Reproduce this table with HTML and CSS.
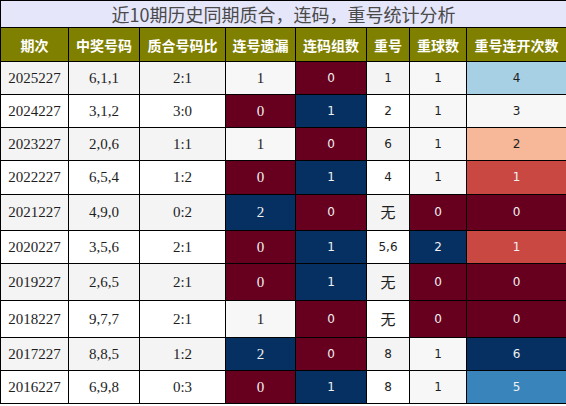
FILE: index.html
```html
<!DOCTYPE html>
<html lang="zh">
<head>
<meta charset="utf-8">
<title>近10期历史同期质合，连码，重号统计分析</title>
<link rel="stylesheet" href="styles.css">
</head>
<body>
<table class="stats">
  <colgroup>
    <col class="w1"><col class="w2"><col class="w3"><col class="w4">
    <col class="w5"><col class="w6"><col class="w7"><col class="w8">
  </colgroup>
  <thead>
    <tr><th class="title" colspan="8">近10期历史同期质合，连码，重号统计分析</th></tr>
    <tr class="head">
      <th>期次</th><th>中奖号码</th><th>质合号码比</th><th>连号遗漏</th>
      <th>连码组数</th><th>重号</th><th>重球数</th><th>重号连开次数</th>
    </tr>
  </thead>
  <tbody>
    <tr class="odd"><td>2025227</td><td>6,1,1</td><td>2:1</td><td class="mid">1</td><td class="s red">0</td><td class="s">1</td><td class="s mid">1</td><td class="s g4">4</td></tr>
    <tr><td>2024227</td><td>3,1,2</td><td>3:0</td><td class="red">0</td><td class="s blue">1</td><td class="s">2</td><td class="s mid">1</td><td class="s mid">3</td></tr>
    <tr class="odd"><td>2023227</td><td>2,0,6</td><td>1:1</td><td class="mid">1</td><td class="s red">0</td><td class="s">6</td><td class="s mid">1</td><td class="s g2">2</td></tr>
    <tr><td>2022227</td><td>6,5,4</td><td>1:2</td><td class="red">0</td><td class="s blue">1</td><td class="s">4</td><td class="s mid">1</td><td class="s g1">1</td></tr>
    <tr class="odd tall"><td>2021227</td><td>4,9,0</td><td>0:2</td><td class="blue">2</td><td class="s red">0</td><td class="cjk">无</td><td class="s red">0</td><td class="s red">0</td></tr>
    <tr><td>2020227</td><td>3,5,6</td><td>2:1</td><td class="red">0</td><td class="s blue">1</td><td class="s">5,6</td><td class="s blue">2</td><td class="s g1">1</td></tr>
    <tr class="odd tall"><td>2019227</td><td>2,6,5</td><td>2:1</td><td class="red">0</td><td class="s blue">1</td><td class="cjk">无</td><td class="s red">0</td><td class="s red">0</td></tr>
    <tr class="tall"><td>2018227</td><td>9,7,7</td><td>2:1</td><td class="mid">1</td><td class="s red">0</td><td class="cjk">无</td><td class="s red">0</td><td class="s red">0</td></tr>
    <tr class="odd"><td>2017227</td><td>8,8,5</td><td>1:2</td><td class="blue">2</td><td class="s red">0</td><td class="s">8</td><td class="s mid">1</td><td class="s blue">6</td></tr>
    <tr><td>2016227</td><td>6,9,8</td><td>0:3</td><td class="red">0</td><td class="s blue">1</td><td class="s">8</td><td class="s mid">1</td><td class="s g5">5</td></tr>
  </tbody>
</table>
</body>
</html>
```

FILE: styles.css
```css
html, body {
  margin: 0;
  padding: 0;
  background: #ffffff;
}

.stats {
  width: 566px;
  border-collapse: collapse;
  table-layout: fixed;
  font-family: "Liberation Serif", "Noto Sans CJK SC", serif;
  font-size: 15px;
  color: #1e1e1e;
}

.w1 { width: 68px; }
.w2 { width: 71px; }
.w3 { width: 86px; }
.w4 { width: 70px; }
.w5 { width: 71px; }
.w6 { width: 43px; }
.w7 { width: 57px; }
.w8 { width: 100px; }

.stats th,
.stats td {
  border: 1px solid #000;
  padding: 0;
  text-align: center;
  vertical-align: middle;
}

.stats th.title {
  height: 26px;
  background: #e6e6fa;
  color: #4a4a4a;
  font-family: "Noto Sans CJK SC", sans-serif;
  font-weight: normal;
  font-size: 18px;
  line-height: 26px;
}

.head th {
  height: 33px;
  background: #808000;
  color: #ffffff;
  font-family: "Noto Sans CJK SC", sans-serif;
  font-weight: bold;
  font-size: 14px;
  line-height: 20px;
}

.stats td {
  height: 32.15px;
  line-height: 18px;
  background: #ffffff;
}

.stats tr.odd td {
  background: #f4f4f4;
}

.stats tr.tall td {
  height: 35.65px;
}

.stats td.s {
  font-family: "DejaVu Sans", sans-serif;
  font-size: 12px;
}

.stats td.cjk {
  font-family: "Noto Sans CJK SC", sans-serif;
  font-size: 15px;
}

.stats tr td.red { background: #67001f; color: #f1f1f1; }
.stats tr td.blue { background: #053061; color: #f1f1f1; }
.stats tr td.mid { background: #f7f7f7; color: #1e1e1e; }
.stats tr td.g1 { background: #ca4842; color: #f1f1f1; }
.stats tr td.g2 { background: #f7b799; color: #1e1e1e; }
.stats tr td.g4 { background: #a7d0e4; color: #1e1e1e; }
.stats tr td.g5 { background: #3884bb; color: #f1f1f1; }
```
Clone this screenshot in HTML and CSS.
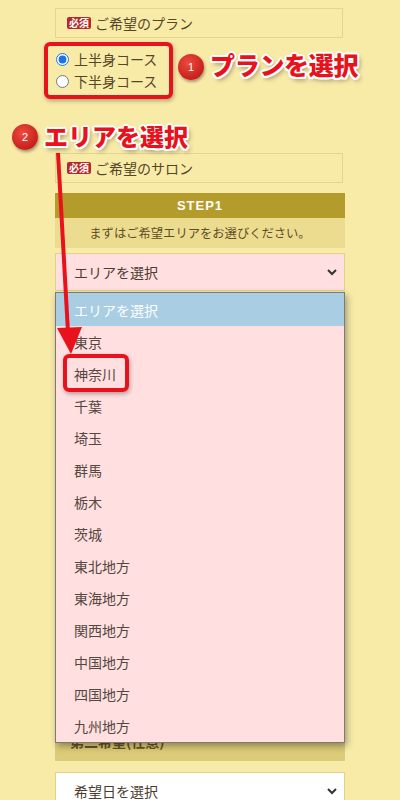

···

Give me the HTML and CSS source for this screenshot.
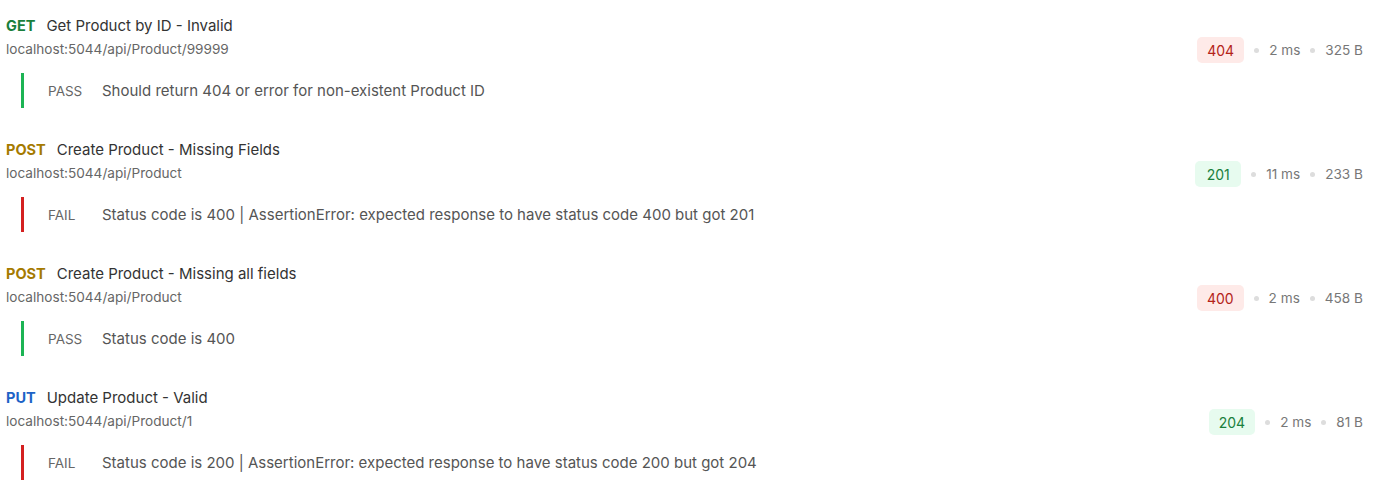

···

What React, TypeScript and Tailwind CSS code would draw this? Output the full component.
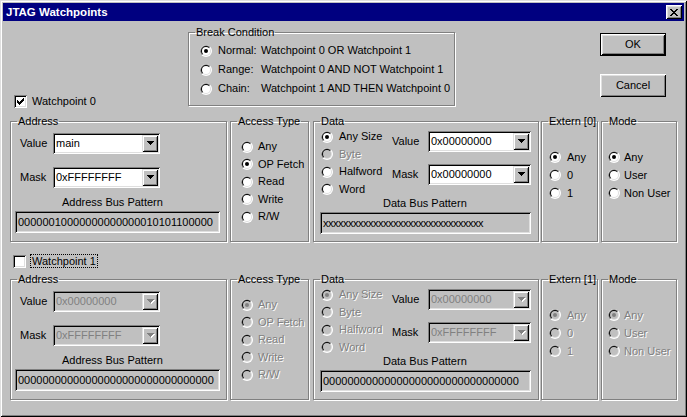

···

» Task directions
Single out each line of the records above with the string "screenshot" in it, and copy it.

» Final result
Clone this screenshot in HTML and CSS.
Give me the HTML and CSS source for this screenshot.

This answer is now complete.